A recent ruling from a federal judge in Connecticut confirmed that—as the American Immigration Council (AIC) and the American Immigration Lawyers Association (AILA) argued in an amicus brief—the government may not arrest H-1B employees for whom timely-filed extension applications remain pending.
The H-1B Visa allows U.S. employers to temporarily employ foreign workers in specialty occupations.
The decision in El Badrawi v. United States, by U.S. District Judge Janet C. Hall, recognized that a federal regulation allows H-1B employees to continue working for 240 days pending the adjudication of their extension applications.
Permitting the initiation of removal proceedings during this period would be unfair to employees and employers alike, according to the decision.

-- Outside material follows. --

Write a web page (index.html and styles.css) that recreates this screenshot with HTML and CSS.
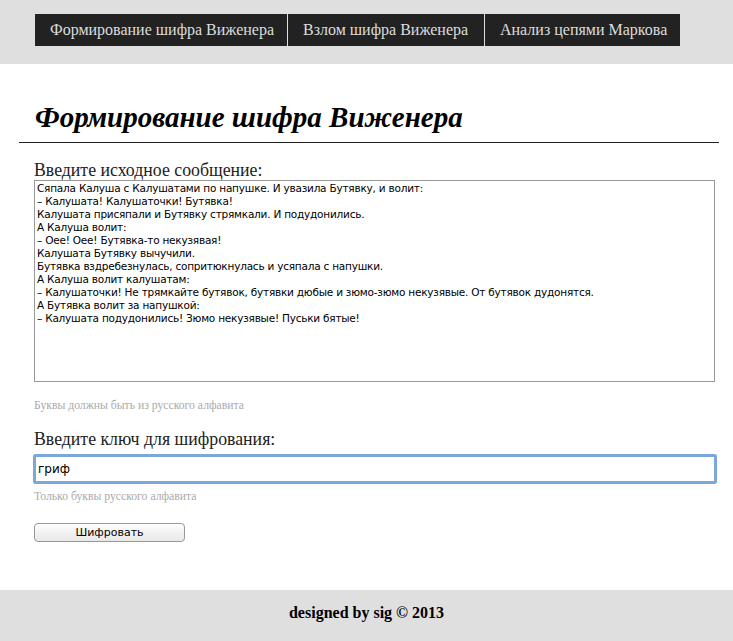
FILE: index.html
```html
<!DOCTYPE html>
<html lang="ru">
<head>
<meta charset="utf-8">
<title>Формирование шифра Виженера</title>
<link rel="stylesheet" href="styles.css">
</head>
<body>
<header class="top">
  <nav class="nav">
    <a class="nav-item" href="#">Формирование шифра Виженера</a>
    <a class="nav-item" href="#">Взлом шифра Виженера</a>
    <a class="nav-item" href="#">Анализ цепями Маркова</a>
  </nav>
</header>
<main class="main">
  <h1 class="title">Формирование шифра Виженера</h1>
  <form class="form">
    <label class="label">Введите исходное сообщение:</label>
    <textarea class="message">Сяпала Калуша с Калушатами по напушке. И увазила Бутявку, и волит:
– Калушата! Калушаточки! Бутявка!
Калушата присяпали и Бутявку стрямкали. И подудонились.
А Калуша волит:
– Оее! Оее! Бутявка-то некузявая!
Калушата Бутявку вычучили.
Бутявка вздребезнулась, сопритюкнулась и усяпала с напушки.
А Калуша волит калушатам:
– Калушаточки! Не трямкайте бутявок, бутявки дюбые и зюмо-зюмо некузявые. От бутявок дудонятся.
А Бутявка волит за напушкой:
– Калушата подудонились! Зюмо некузявые! Пуськи бятые!</textarea>
    <p class="hint hint-first">Буквы должны быть из русского алфавита</p>
    <label class="label label-key">Введите ключ для шифрования:</label>
    <input class="key" type="text" value="гриф">
    <p class="hint">Только буквы русского алфавита</p>
    <button class="btn" type="button">Шифровать</button>
  </form>
</main>
<footer class="footer">designed by sig © 2013</footer>
</body>
</html>
```
FILE: styles.css
```css
html, body {
  margin: 0;
  padding: 0;
  background: #fff;
  font-family: "Liberation Serif", "DejaVu Serif", serif;
  color: #111;
}
.top {
  background: #dfdfdf;
  height: 64px;
  box-sizing: border-box;
  padding: 14px 0 0 35px;
}
.nav {
  display: flex;
  gap: 1px;
}
.nav-item {
  display: block;
  background: #222;
  color: #ddd;
  text-decoration: none;
  font-size: 16px;
  height: 32px;
  line-height: 32px;
  padding: 0 15px;
  white-space: nowrap;
}
.nav-item:nth-child(1) { width: 222px; }
.nav-item:nth-child(2) { width: 166px; }
.nav-item:nth-child(3) { width: 165px; }
.main {
  width: 700px;
  margin-left: 19px;
}
.title {
  margin: 0;
  padding: 36px 0 8px 16px;
  font-size: 29px;
  font-style: italic;
  font-weight: bold;
  line-height: 34px;
  color: #000;
  border-bottom: 1px solid #222;
}
.form {
  display: flex;
  flex-direction: column;
  align-items: flex-start;
  padding: 17px 0 0 15px;
}
.label {
  font-size: 17.8px;
  line-height: 20px;
  color: #222;
}
.message {
  box-sizing: border-box;
  margin: 0;
  width: 681px;
  height: 202px;
  border: 1px solid #999;
  padding: 1px 2px 0;
  font-family: "DejaVu Sans", sans-serif;
  font-size: 10.5px;
  letter-spacing: -0.22px;
  line-height: 13px;
  color: #000;
  resize: none;
  overflow: hidden;
}
.hint {
  margin: 0;
  font-size: 11.7px;
  color: #aaa;
  line-height: 14px;
}
.hint-first { margin-top: 17px; }
.label-key { margin-top: 16px; }
.key {
  box-sizing: border-box;
  margin: 5px 0 6px -1px;
  width: 684px;
  height: 30px;
  border: 1px solid #8aaed8;
  outline: 3px solid #7aa7dc;
  outline-offset: -3px;
  border-radius: 3px;
  padding: 0 4px;
  font-family: "DejaVu Sans", sans-serif;
  font-size: 12px;
  color: #000;
}
.btn {
  margin-top: 19px;
  width: 151px;
  height: 19px;
  padding: 0;
  border: 1px solid #999;
  border-radius: 4px;
  background: linear-gradient(#fdfdfd, #e8e8e8);
  font-family: "DejaVu Sans", sans-serif;
  font-size: 11px;
  color: #000;
}
.footer {
  margin-top: 48px;
  background: #dfdfdf;
  height: 51px;
  line-height: 46px;
  text-align: center;
  font-weight: bold;
  font-size: 16px;
  color: #000;
}
```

The plaintiff, a Lebanese national, was gainfully employed as a medical researcher when his employer requested an H-1B extension in early 2004, more than a month before his H-1B status expired. Though his employer paid a $1,000 fee for premium processing of the application, the government never adjudicated it and refused to respond to requests for information. Nearly seven months after the request was filed, immigration agents arrested the plaintiff for allegedly “overstaying” his initial period of admission. He was placed in removal proceedings and detained for nearly two months.
In her decision, Judge Hall said the AIC-AILA brief “highlights the substantial interest that employers have in the administration of the H-1B visa program, the lack of notice provided by the regulation at issue, and the hardship that the government’s proposed interpretation would impose upon them.”